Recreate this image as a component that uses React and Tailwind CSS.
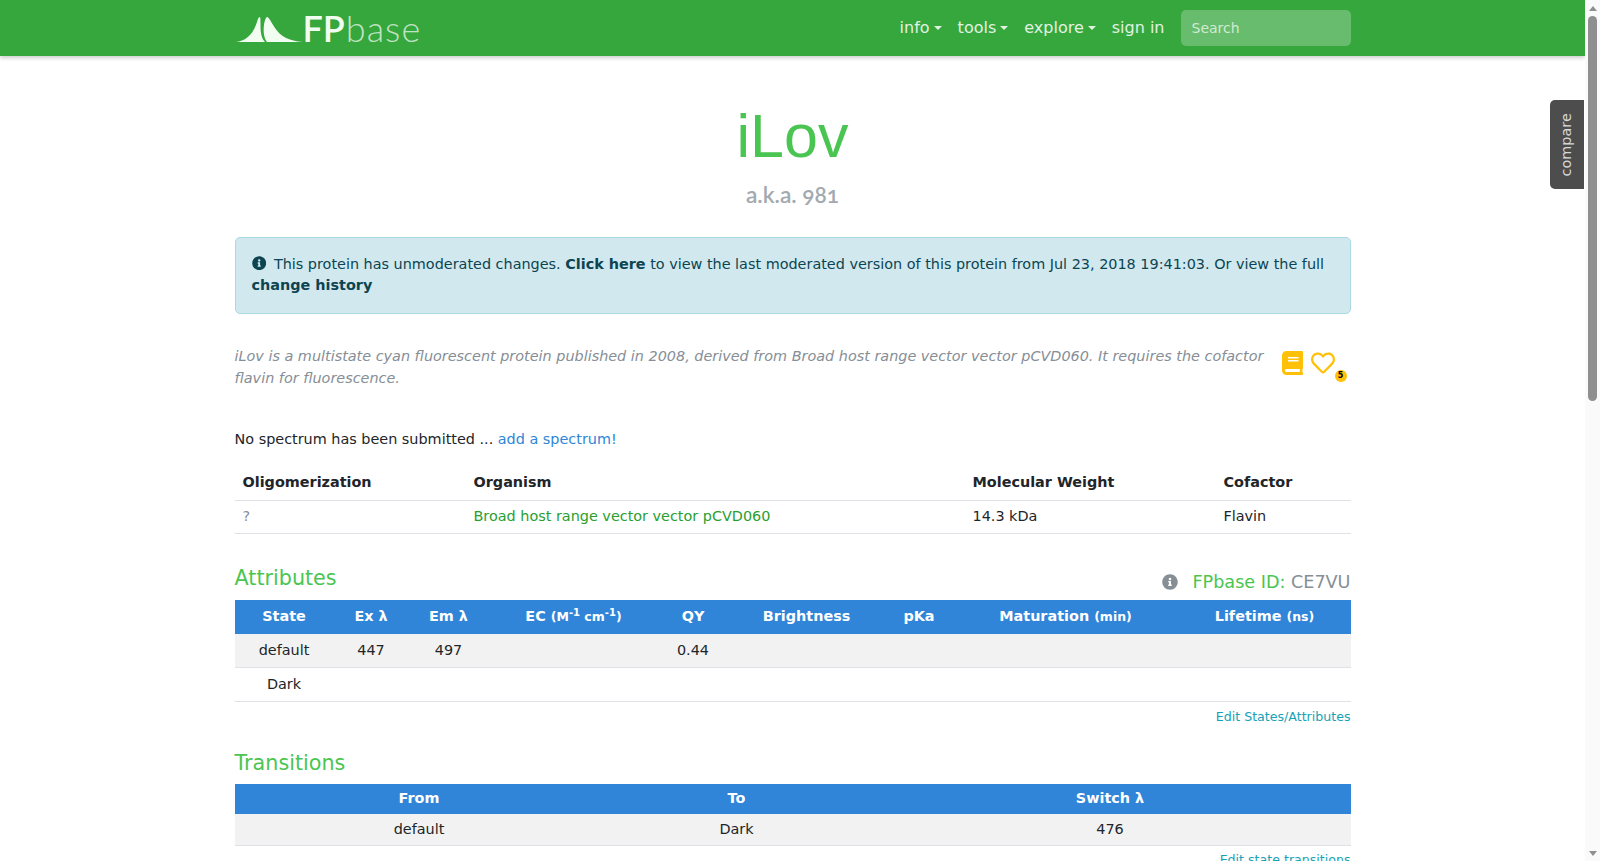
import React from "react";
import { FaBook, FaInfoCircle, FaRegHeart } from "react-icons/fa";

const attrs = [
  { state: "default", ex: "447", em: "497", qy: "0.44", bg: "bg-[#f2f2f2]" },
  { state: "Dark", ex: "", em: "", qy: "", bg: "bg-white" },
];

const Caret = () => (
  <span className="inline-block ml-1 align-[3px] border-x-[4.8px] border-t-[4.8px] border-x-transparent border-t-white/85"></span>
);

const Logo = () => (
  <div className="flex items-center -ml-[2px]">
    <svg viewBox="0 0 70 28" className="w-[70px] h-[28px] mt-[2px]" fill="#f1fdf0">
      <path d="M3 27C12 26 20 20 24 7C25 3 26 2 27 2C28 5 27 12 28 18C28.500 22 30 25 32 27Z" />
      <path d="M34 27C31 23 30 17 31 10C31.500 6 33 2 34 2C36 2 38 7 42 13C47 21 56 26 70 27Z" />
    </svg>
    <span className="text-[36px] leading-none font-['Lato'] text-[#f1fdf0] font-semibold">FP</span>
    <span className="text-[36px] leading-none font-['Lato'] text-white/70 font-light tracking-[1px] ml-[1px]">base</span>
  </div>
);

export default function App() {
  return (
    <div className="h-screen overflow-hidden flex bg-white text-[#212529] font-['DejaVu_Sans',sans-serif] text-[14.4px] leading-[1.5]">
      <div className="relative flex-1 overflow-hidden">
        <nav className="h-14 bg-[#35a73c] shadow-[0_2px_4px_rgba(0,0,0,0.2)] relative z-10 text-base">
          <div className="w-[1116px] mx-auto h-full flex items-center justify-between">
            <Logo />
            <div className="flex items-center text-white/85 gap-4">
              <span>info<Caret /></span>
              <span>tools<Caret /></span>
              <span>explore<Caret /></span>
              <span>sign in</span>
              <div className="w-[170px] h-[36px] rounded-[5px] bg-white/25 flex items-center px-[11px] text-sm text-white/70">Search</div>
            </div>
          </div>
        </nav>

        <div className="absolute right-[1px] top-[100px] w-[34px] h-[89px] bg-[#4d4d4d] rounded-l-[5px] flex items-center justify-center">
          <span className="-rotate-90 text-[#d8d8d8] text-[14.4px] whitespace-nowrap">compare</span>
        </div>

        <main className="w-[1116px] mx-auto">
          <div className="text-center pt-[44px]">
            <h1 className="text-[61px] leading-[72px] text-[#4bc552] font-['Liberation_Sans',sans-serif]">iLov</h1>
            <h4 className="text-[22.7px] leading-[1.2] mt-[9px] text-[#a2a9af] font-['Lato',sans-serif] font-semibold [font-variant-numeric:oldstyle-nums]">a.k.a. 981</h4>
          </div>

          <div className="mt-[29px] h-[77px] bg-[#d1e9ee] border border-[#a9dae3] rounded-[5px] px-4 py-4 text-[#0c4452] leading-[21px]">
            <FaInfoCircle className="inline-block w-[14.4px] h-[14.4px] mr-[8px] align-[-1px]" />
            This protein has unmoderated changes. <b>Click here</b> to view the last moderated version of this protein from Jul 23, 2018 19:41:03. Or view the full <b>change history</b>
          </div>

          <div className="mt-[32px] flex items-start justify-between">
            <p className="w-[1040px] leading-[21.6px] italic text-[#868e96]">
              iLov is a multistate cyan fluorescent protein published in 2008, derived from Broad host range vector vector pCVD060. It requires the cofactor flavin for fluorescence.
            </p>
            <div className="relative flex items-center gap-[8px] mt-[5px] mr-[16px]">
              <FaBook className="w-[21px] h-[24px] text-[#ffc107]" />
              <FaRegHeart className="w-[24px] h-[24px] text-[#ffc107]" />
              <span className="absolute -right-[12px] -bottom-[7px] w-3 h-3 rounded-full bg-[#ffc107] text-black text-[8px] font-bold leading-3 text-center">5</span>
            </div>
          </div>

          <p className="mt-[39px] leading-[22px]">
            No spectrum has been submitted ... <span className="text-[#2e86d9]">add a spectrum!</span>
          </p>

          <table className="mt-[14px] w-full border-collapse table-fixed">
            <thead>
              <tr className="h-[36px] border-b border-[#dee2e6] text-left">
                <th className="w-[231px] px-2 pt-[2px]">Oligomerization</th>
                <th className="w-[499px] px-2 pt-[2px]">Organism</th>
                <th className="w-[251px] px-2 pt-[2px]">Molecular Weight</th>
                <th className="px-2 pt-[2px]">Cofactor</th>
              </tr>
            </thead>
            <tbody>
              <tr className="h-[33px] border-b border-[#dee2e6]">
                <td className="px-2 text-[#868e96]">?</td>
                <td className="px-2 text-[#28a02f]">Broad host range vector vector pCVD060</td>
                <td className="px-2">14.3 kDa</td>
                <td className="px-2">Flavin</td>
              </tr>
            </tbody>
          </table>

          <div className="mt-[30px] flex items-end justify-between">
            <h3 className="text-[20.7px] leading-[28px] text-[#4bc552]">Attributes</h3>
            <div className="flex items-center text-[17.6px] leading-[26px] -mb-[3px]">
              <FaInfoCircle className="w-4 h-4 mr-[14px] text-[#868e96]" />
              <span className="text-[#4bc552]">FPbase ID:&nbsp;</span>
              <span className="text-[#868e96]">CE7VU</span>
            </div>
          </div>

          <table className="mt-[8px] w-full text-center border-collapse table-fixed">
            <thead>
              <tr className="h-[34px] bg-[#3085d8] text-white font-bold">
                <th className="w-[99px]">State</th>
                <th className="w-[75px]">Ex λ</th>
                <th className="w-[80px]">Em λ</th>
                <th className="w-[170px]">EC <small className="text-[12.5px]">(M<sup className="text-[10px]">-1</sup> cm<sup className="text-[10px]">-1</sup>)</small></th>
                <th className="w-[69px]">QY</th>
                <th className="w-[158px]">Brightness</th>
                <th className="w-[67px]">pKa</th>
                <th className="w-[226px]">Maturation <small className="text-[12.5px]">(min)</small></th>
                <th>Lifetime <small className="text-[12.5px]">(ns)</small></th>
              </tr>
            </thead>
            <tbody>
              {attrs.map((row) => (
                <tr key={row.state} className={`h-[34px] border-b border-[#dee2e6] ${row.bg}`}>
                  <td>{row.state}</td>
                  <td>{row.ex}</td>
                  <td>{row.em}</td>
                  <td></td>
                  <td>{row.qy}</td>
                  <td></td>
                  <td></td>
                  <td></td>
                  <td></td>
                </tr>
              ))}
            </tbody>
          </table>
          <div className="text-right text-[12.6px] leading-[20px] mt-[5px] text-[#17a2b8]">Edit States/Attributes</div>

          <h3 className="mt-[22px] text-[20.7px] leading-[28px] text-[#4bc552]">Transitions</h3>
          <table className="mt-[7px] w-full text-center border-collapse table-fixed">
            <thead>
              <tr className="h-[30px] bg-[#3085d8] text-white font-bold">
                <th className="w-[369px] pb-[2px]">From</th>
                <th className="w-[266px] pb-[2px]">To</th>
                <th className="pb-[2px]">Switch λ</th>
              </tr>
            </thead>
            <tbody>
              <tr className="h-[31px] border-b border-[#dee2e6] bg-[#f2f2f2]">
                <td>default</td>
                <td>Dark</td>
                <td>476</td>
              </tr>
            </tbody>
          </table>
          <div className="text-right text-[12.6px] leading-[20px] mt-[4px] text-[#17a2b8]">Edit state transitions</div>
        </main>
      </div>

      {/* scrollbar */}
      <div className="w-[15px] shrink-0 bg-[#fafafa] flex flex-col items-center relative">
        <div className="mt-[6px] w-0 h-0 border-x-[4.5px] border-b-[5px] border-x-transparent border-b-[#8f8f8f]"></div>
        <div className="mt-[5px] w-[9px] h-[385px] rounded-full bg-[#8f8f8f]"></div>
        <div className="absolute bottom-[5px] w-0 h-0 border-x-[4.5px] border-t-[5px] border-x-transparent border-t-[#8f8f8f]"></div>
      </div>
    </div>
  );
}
○ ○ ○ ○ ○ ○ ○
Exercise: Using the material above, return every line exactly as it appears, minus the pictures.

Full answer:
Recreate this image as a component that uses React and Tailwind CSS.
import React from "react";
import { FaBook, FaInfoCircle, FaRegHeart } from "react-icons/fa";

const attrs = [
  { state: "default", ex: "447", em: "497", qy: "0.44", bg: "bg-[#f2f2f2]" },
  { state: "Dark", ex: "", em: "", qy: "", bg: "bg-white" },
];

const Caret = () => (
  <span className="inline-block ml-1 align-[3px] border-x-[4.8px] border-t-[4.8px] border-x-transparent border-t-white/85"></span>
);

const Logo = () => (
  <div className="flex items-center -ml-[2px]">
    <svg viewBox="0 0 70 28" className="w-[70px] h-[28px] mt-[2px]" fill="#f1fdf0">
      <path d="M3 27C12 26 20 20 24 7C25 3 26 2 27 2C28 5 27 12 28 18C28.500 22 30 25 32 27Z" />
      <path d="M34 27C31 23 30 17 31 10C31.500 6 33 2 34 2C36 2 38 7 42 13C47 21 56 26 70 27Z" />
    </svg>
    <span className="text-[36px] leading-none font-['Lato'] text-[#f1fdf0] font-semibold">FP</span>
    <span className="text-[36px] leading-none font-['Lato'] text-white/70 font-light tracking-[1px] ml-[1px]">base</span>
  </div>
);

export default function App() {
  return (
    <div className="h-screen overflow-hidden flex bg-white text-[#212529] font-['DejaVu_Sans',sans-serif] text-[14.4px] leading-[1.5]">
      <div className="relative flex-1 overflow-hidden">
        <nav className="h-14 bg-[#35a73c] shadow-[0_2px_4px_rgba(0,0,0,0.2)] relative z-10 text-base">
          <div className="w-[1116px] mx-auto h-full flex items-center justify-between">
            <Logo />
            <div className="flex items-center text-white/85 gap-4">
              <span>info<Caret /></span>
              <span>tools<Caret /></span>
              <span>explore<Caret /></span>
              <span>sign in</span>
              <div className="w-[170px] h-[36px] rounded-[5px] bg-white/25 flex items-center px-[11px] text-sm text-white/70">Search</div>
            </div>
          </div>
        </nav>

        <div className="absolute right-[1px] top-[100px] w-[34px] h-[89px] bg-[#4d4d4d] rounded-l-[5px] flex items-center justify-center">
          <span className="-rotate-90 text-[#d8d8d8] text-[14.4px] whitespace-nowrap">compare</span>
        </div>

        <main className="w-[1116px] mx-auto">
          <div className="text-center pt-[44px]">
            <h1 className="text-[61px] leading-[72px] text-[#4bc552] font-['Liberation_Sans',sans-serif]">iLov</h1>
            <h4 className="text-[22.7px] leading-[1.2] mt-[9px] text-[#a2a9af] font-['Lato',sans-serif] font-semibold [font-variant-numeric:oldstyle-nums]">a.k.a. 981</h4>
          </div>

          <div className="mt-[29px] h-[77px] bg-[#d1e9ee] border border-[#a9dae3] rounded-[5px] px-4 py-4 text-[#0c4452] leading-[21px]">
            <FaInfoCircle className="inline-block w-[14.4px] h-[14.4px] mr-[8px] align-[-1px]" />
            This protein has unmoderated changes. <b>Click here</b> to view the last moderated version of this protein from Jul 23, 2018 19:41:03. Or view the full <b>change history</b>
          </div>

          <div className="mt-[32px] flex items-start justify-between">
            <p className="w-[1040px] leading-[21.6px] italic text-[#868e96]">
              iLov is a multistate cyan fluorescent protein published in 2008, derived from Broad host range vector vector pCVD060. It requires the cofactor flavin for fluorescence.
            </p>
            <div className="relative flex items-center gap-[8px] mt-[5px] mr-[16px]">
              <FaBook className="w-[21px] h-[24px] text-[#ffc107]" />
              <FaRegHeart className="w-[24px] h-[24px] text-[#ffc107]" />
              <span className="absolute -right-[12px] -bottom-[7px] w-3 h-3 rounded-full bg-[#ffc107] text-black text-[8px] font-bold leading-3 text-center">5</span>
            </div>
          </div>

          <p className="mt-[39px] leading-[22px]">
            No spectrum has been submitted ... <span className="text-[#2e86d9]">add a spectrum!</span>
          </p>

          <table className="mt-[14px] w-full border-collapse table-fixed">
            <thead>
              <tr className="h-[36px] border-b border-[#dee2e6] text-left">
                <th className="w-[231px] px-2 pt-[2px]">Oligomerization</th>
                <th className="w-[499px] px-2 pt-[2px]">Organism</th>
                <th className="w-[251px] px-2 pt-[2px]">Molecular Weight</th>
                <th className="px-2 pt-[2px]">Cofactor</th>
              </tr>
            </thead>
            <tbody>
              <tr className="h-[33px] border-b border-[#dee2e6]">
                <td className="px-2 text-[#868e96]">?</td>
                <td className="px-2 text-[#28a02f]">Broad host range vector vector pCVD060</td>
                <td className="px-2">14.3 kDa</td>
                <td className="px-2">Flavin</td>
              </tr>
            </tbody>
          </table>

          <div className="mt-[30px] flex items-end justify-between">
            <h3 className="text-[20.7px] leading-[28px] text-[#4bc552]">Attributes</h3>
            <div className="flex items-center text-[17.6px] leading-[26px] -mb-[3px]">
              <FaInfoCircle className="w-4 h-4 mr-[14px] text-[#868e96]" />
              <span className="text-[#4bc552]">FPbase ID:&nbsp;</span>
              <span className="text-[#868e96]">CE7VU</span>
            </div>
          </div>

          <table className="mt-[8px] w-full text-center border-collapse table-fixed">
            <thead>
              <tr className="h-[34px] bg-[#3085d8] text-white font-bold">
                <th className="w-[99px]">State</th>
                <th className="w-[75px]">Ex λ</th>
                <th className="w-[80px]">Em λ</th>
                <th className="w-[170px]">EC <small className="text-[12.5px]">(M<sup className="text-[10px]">-1</sup> cm<sup className="text-[10px]">-1</sup>)</small></th>
                <th className="w-[69px]">QY</th>
                <th className="w-[158px]">Brightness</th>
                <th className="w-[67px]">pKa</th>
                <th className="w-[226px]">Maturation <small className="text-[12.5px]">(min)</small></th>
                <th>Lifetime <small className="text-[12.5px]">(ns)</small></th>
              </tr>
            </thead>
            <tbody>
              {attrs.map((row) => (
                <tr key={row.state} className={`h-[34px] border-b border-[#dee2e6] ${row.bg}`}>
                  <td>{row.state}</td>
                  <td>{row.ex}</td>
                  <td>{row.em}</td>
                  <td></td>
                  <td>{row.qy}</td>
                  <td></td>
                  <td></td>
                  <td></td>
                  <td></td>
                </tr>
              ))}
            </tbody>
          </table>
          <div className="text-right text-[12.6px] leading-[20px] mt-[5px] text-[#17a2b8]">Edit States/Attributes</div>

          <h3 className="mt-[22px] text-[20.7px] leading-[28px] text-[#4bc552]">Transitions</h3>
          <table className="mt-[7px] w-full text-center border-collapse table-fixed">
            <thead>
              <tr className="h-[30px] bg-[#3085d8] text-white font-bold">
                <th className="w-[369px] pb-[2px]">From</th>
                <th className="w-[266px] pb-[2px]">To</th>
                <th className="pb-[2px]">Switch λ</th>
              </tr>
            </thead>
            <tbody>
              <tr className="h-[31px] border-b border-[#dee2e6] bg-[#f2f2f2]">
                <td>default</td>
                <td>Dark</td>
                <td>476</td>
              </tr>
            </tbody>
          </table>
          <div className="text-right text-[12.6px] leading-[20px] mt-[4px] text-[#17a2b8]">Edit state transitions</div>
        </main>
      </div>

      {/* scrollbar */}
      <div className="w-[15px] shrink-0 bg-[#fafafa] flex flex-col items-center relative">
        <div className="mt-[6px] w-0 h-0 border-x-[4.5px] border-b-[5px] border-x-transparent border-b-[#8f8f8f]"></div>
        <div className="mt-[5px] w-[9px] h-[385px] rounded-full bg-[#8f8f8f]"></div>
        <div className="absolute bottom-[5px] w-0 h-0 border-x-[4.5px] border-t-[5px] border-x-transparent border-t-[#8f8f8f]"></div>
      </div>
    </div>
  );
}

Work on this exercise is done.